Case study: Co-operative Wealth

It is safe to say the reputation of the financial services sector has suffered something of a battering in recent years. Austerity measures cut deep – and continue to seriously impact on communities - in the wake of the 2007/08 financial crisis. A sense of injustice lingered long following bank bailouts and much maligned ‘fat cat’ bonuses and pay-offs.

But the sector-wide tarring is not completely fair. The brush can paint a different picture – on an ethically-sourced canvass. Derby-based Co-operative Wealth, created in 2012, is enshrined in the values of self-help, equality, solidarity and ethics.

Stuart Mann said: “Co-operative Wealth was developed from an idea where myself and co-founder Charles Mosley felt big businesses - banks and building societies - were letting their long-standing clients down.

“Having sold to them for many years and made large sums of profit, they just walked away when regulation became too tough or there was not enough money - dare I say profit - to be made.   

“Where do these customers go, having purchased complex investment based products?  Very few deal with the average household now, focusing predominantly on the top five per cent of wealth.”

The answer to this question is Co-operative Wealth – or similar organisations. But it is not just the customers who receive a fair deal from Co-operative Wealth. The employees, Co-op Wealth’s members, have equal rights and benefits. 

Stuart Mann said: “All being on one level, striving for the same goal with very similar beliefs, means we are able to challenge each other and ensure all feed into the direction of the business. We all bring something to the party by way of knowledge or enthusiasm - or just support.”

It is an extension of the benefits - with the added bonus of pooled resources and expertise - afforded to those in self-employment. The Co-operative Wealth co-founder added: “The reward from ‘sailing your own ship’ is second to none. You live and die by you own decisions and work ethic. I love being my own boss.”

He does believe government could do more to support the growing army of self-employed – whether through measures of support targeted at individuals or assistance in setting up as, for assistance, a co-operative.

Stuart Mann said: “Irregularity of income is one of the biggest challenges, though benefits such as sick pay or holiday pay go unappreciated until you become your self-employed. 

“Getting started and having the capital to develop your idea makes life really tough.
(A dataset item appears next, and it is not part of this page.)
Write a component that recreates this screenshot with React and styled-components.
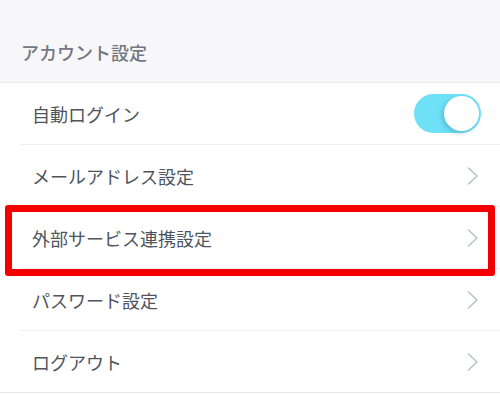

You need to watch every penny and create regular income streams to survive.

“Further support is needed to support initiatives - be that tax breaks or capital investment.  Local government in local areas should be key stakeholders in helping their local economy grow.”
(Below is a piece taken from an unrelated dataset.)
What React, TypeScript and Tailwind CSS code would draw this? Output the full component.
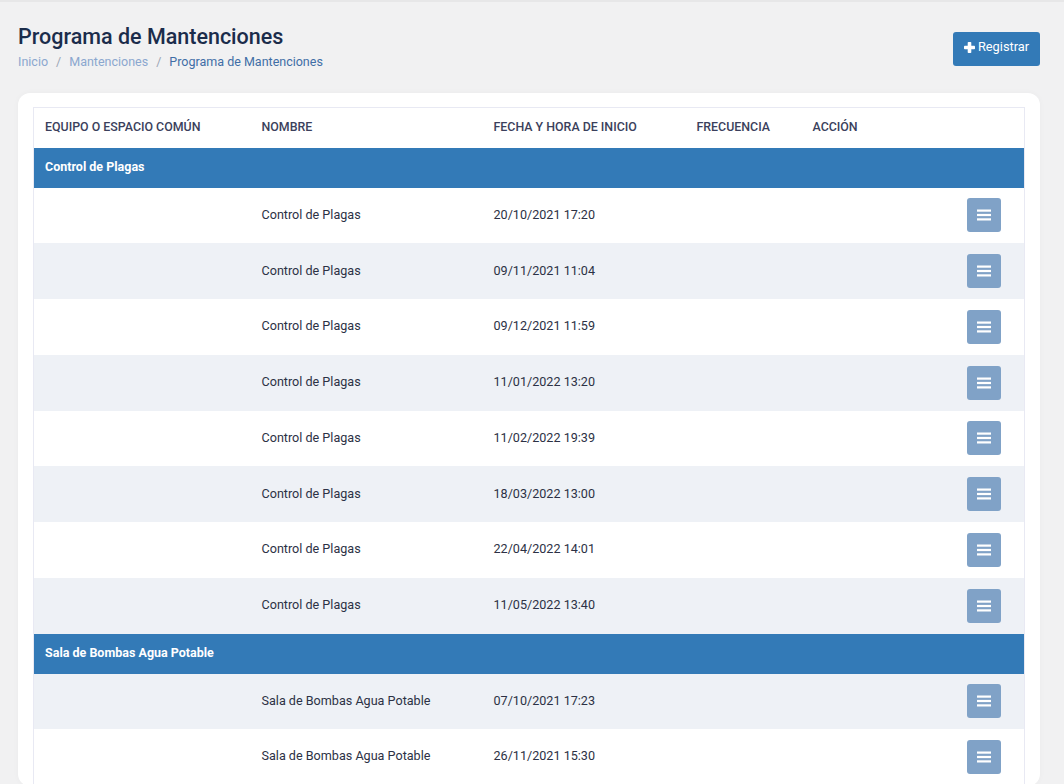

Trade union support covering, but not exclusive to, legal, financial and HR areas would also be beneficial according to the financial adviser. Those steps could lead to the proliferation of organisations with a similar mindset to Co-operative Wealth, improving the overall perception of businesses operating in the financial services.  

One thing for certain is that Co-operative Wealth deals with money matters - and money does matter. But its co-operative values ensure that it is not money at all cost.